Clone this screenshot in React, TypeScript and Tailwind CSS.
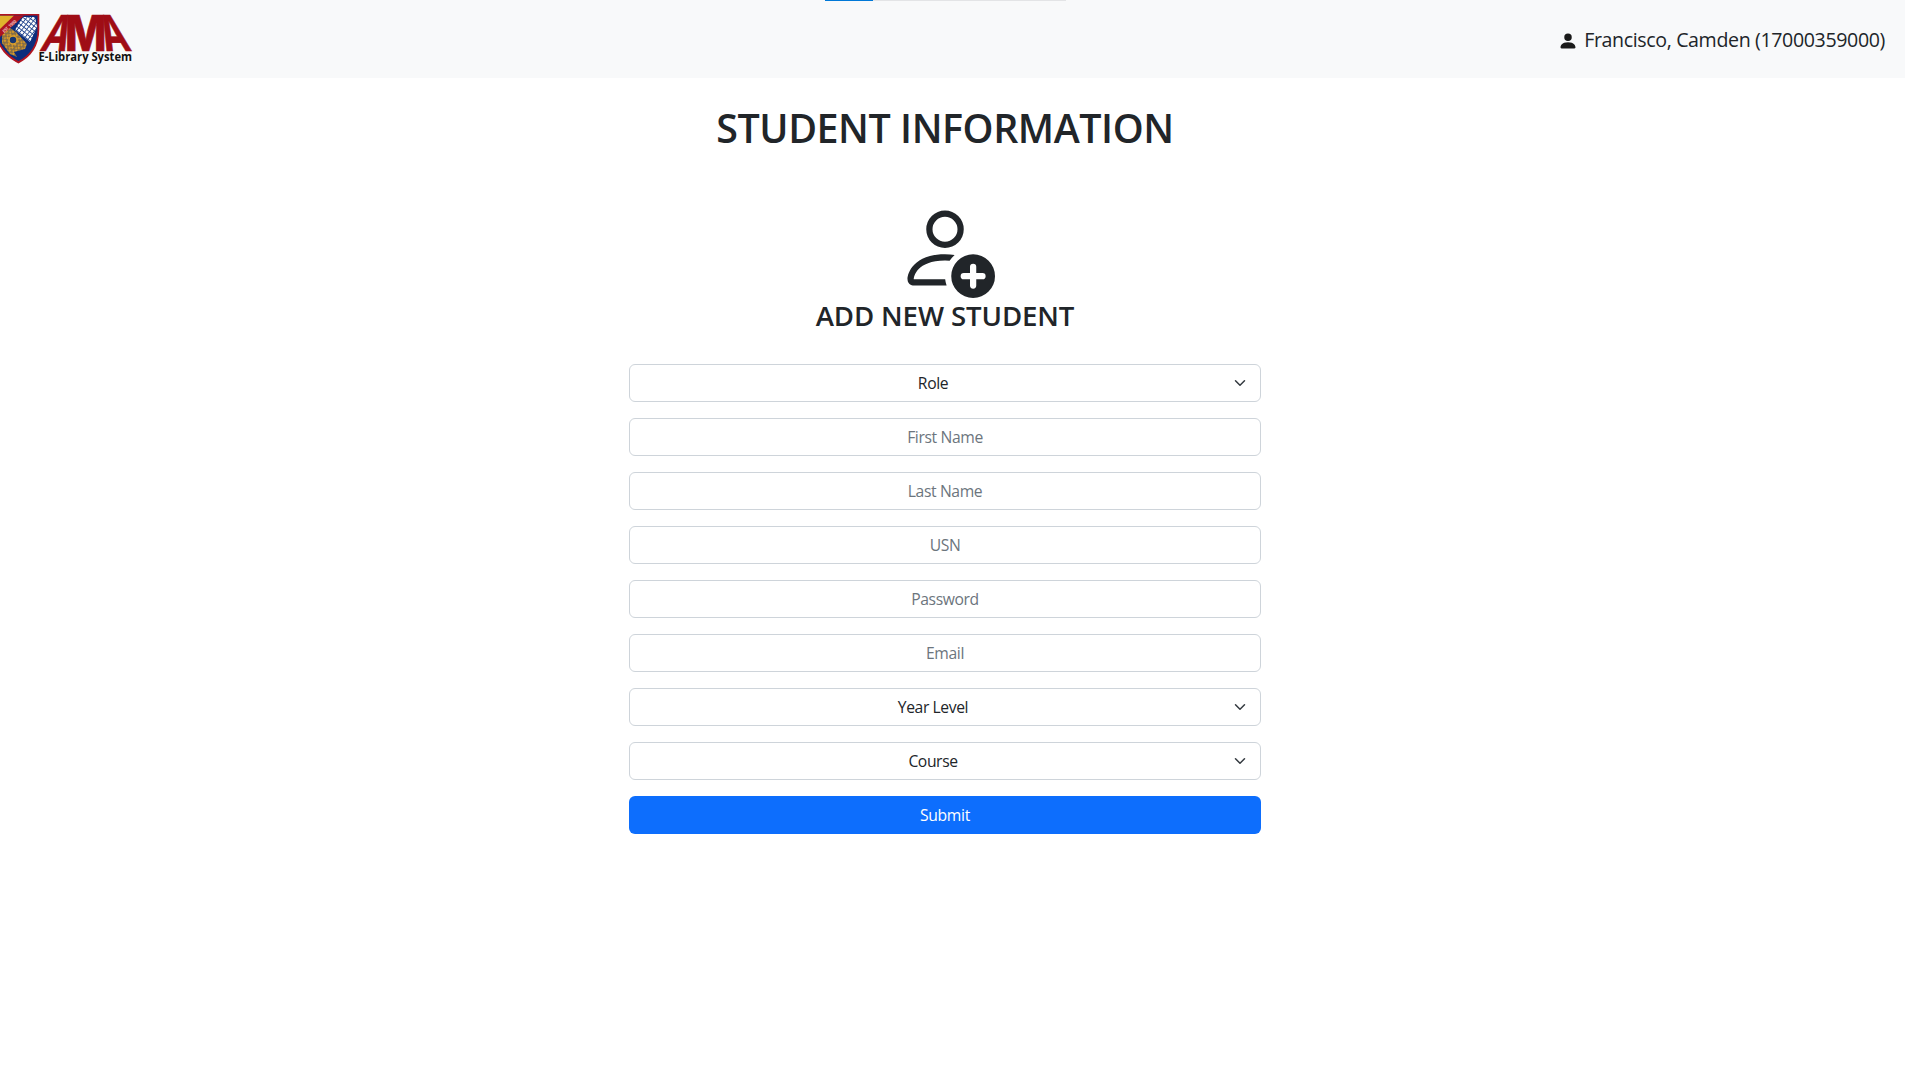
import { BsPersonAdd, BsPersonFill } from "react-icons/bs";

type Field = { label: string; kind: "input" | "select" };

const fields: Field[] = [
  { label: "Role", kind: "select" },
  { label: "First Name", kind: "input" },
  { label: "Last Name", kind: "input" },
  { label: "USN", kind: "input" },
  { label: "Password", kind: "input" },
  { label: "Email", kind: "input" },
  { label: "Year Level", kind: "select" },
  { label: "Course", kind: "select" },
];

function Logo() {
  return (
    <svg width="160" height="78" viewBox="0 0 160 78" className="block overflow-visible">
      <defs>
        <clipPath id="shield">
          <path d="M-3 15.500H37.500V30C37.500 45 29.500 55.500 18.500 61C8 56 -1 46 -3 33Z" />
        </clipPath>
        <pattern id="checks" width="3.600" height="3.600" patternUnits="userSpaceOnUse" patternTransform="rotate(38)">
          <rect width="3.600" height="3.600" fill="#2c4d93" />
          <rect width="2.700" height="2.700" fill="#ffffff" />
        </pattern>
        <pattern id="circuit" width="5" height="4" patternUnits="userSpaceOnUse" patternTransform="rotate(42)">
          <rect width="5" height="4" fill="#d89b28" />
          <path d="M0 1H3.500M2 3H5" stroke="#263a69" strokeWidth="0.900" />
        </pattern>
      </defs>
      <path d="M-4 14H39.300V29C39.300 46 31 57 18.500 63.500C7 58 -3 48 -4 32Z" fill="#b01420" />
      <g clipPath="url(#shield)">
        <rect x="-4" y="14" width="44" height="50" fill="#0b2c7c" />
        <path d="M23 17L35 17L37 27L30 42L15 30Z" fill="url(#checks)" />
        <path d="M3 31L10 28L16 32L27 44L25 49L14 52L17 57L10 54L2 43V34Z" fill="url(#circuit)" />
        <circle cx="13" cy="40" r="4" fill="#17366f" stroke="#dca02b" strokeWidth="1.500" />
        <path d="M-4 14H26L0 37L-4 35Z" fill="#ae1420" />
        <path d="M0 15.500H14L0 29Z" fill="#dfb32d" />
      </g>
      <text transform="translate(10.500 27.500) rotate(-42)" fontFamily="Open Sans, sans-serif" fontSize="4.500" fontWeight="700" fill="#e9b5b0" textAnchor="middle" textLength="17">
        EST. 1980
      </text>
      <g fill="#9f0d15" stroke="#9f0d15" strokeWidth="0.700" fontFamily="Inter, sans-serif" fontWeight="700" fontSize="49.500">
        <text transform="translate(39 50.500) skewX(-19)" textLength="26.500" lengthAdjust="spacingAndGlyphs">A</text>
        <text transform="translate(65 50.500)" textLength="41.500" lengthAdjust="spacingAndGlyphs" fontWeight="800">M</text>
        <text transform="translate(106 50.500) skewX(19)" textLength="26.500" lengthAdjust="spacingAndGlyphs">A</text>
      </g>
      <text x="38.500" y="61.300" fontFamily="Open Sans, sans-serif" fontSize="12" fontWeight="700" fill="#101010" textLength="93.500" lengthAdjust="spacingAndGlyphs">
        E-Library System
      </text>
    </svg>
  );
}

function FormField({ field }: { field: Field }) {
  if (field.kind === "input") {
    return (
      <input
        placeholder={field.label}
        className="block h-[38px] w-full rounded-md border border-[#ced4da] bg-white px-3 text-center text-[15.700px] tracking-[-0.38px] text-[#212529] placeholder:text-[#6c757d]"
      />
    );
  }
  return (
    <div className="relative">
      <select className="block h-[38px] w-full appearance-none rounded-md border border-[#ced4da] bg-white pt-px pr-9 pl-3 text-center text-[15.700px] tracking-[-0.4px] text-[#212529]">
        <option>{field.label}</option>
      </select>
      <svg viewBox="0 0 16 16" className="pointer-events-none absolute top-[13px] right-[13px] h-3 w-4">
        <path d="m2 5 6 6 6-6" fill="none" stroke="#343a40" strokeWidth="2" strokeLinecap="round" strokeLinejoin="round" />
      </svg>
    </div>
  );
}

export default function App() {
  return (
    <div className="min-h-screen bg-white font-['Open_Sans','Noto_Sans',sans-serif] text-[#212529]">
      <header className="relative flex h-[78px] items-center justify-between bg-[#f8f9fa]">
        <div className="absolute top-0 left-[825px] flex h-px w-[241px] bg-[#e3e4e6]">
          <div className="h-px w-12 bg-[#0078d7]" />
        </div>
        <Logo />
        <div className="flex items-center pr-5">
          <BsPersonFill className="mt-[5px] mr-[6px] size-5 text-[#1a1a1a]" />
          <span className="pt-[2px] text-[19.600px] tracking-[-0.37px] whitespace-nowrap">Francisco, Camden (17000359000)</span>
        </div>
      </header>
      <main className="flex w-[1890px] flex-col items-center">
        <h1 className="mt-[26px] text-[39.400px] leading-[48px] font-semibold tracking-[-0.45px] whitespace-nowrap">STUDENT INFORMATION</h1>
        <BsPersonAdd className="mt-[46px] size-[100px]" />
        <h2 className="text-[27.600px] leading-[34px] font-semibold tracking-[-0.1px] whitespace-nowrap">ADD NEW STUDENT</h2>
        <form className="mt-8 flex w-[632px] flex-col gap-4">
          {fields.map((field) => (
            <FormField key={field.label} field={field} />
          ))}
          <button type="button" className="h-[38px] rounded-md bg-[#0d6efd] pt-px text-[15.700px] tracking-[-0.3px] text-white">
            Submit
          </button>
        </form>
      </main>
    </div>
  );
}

--- --- ---

Instructions for the task:
Reproduce each line word for word and drop the pictures.

Response to the task:
Clone this screenshot in React, TypeScript and Tailwind CSS.
import { BsPersonAdd, BsPersonFill } from "react-icons/bs";

type Field = { label: string; kind: "input" | "select" };

const fields: Field[] = [
  { label: "Role", kind: "select" },
  { label: "First Name", kind: "input" },
  { label: "Last Name", kind: "input" },
  { label: "USN", kind: "input" },
  { label: "Password", kind: "input" },
  { label: "Email", kind: "input" },
  { label: "Year Level", kind: "select" },
  { label: "Course", kind: "select" },
];

function Logo() {
  return (
    <svg width="160" height="78" viewBox="0 0 160 78" className="block overflow-visible">
      <defs>
        <clipPath id="shield">
          <path d="M-3 15.500H37.500V30C37.500 45 29.500 55.500 18.500 61C8 56 -1 46 -3 33Z" />
        </clipPath>
        <pattern id="checks" width="3.600" height="3.600" patternUnits="userSpaceOnUse" patternTransform="rotate(38)">
          <rect width="3.600" height="3.600" fill="#2c4d93" />
          <rect width="2.700" height="2.700" fill="#ffffff" />
        </pattern>
        <pattern id="circuit" width="5" height="4" patternUnits="userSpaceOnUse" patternTransform="rotate(42)">
          <rect width="5" height="4" fill="#d89b28" />
          <path d="M0 1H3.500M2 3H5" stroke="#263a69" strokeWidth="0.900" />
        </pattern>
      </defs>
      <path d="M-4 14H39.300V29C39.300 46 31 57 18.500 63.500C7 58 -3 48 -4 32Z" fill="#b01420" />
      <g clipPath="url(#shield)">
        <rect x="-4" y="14" width="44" height="50" fill="#0b2c7c" />
        <path d="M23 17L35 17L37 27L30 42L15 30Z" fill="url(#checks)" />
        <path d="M3 31L10 28L16 32L27 44L25 49L14 52L17 57L10 54L2 43V34Z" fill="url(#circuit)" />
        <circle cx="13" cy="40" r="4" fill="#17366f" stroke="#dca02b" strokeWidth="1.500" />
        <path d="M-4 14H26L0 37L-4 35Z" fill="#ae1420" />
        <path d="M0 15.500H14L0 29Z" fill="#dfb32d" />
      </g>
      <text transform="translate(10.500 27.500) rotate(-42)" fontFamily="Open Sans, sans-serif" fontSize="4.500" fontWeight="700" fill="#e9b5b0" textAnchor="middle" textLength="17">
        EST. 1980
      </text>
      <g fill="#9f0d15" stroke="#9f0d15" strokeWidth="0.700" fontFamily="Inter, sans-serif" fontWeight="700" fontSize="49.500">
        <text transform="translate(39 50.500) skewX(-19)" textLength="26.500" lengthAdjust="spacingAndGlyphs">A</text>
        <text transform="translate(65 50.500)" textLength="41.500" lengthAdjust="spacingAndGlyphs" fontWeight="800">M</text>
        <text transform="translate(106 50.500) skewX(19)" textLength="26.500" lengthAdjust="spacingAndGlyphs">A</text>
      </g>
      <text x="38.500" y="61.300" fontFamily="Open Sans, sans-serif" fontSize="12" fontWeight="700" fill="#101010" textLength="93.500" lengthAdjust="spacingAndGlyphs">
        E-Library System
      </text>
    </svg>
  );
}

function FormField({ field }: { field: Field }) {
  if (field.kind === "input") {
    return (
      <input
        placeholder={field.label}
        className="block h-[38px] w-full rounded-md border border-[#ced4da] bg-white px-3 text-center text-[15.700px] tracking-[-0.38px] text-[#212529] placeholder:text-[#6c757d]"
      />
    );
  }
  return (
    <div className="relative">
      <select className="block h-[38px] w-full appearance-none rounded-md border border-[#ced4da] bg-white pt-px pr-9 pl-3 text-center text-[15.700px] tracking-[-0.4px] text-[#212529]">
        <option>{field.label}</option>
      </select>
      <svg viewBox="0 0 16 16" className="pointer-events-none absolute top-[13px] right-[13px] h-3 w-4">
        <path d="m2 5 6 6 6-6" fill="none" stroke="#343a40" strokeWidth="2" strokeLinecap="round" strokeLinejoin="round" />
      </svg>
    </div>
  );
}

export default function App() {
  return (
    <div className="min-h-screen bg-white font-['Open_Sans','Noto_Sans',sans-serif] text-[#212529]">
      <header className="relative flex h-[78px] items-center justify-between bg-[#f8f9fa]">
        <div className="absolute top-0 left-[825px] flex h-px w-[241px] bg-[#e3e4e6]">
          <div className="h-px w-12 bg-[#0078d7]" />
        </div>
        <Logo />
        <div className="flex items-center pr-5">
          <BsPersonFill className="mt-[5px] mr-[6px] size-5 text-[#1a1a1a]" />
          <span className="pt-[2px] text-[19.600px] tracking-[-0.37px] whitespace-nowrap">Francisco, Camden (17000359000)</span>
        </div>
      </header>
      <main className="flex w-[1890px] flex-col items-center">
        <h1 className="mt-[26px] text-[39.400px] leading-[48px] font-semibold tracking-[-0.45px] whitespace-nowrap">STUDENT INFORMATION</h1>
        <BsPersonAdd className="mt-[46px] size-[100px]" />
        <h2 className="text-[27.600px] leading-[34px] font-semibold tracking-[-0.1px] whitespace-nowrap">ADD NEW STUDENT</h2>
        <form className="mt-8 flex w-[632px] flex-col gap-4">
          {fields.map((field) => (
            <FormField key={field.label} field={field} />
          ))}
          <button type="button" className="h-[38px] rounded-md bg-[#0d6efd] pt-px text-[15.700px] tracking-[-0.3px] text-white">
            Submit
          </button>
        </form>
      </main>
    </div>
  );
}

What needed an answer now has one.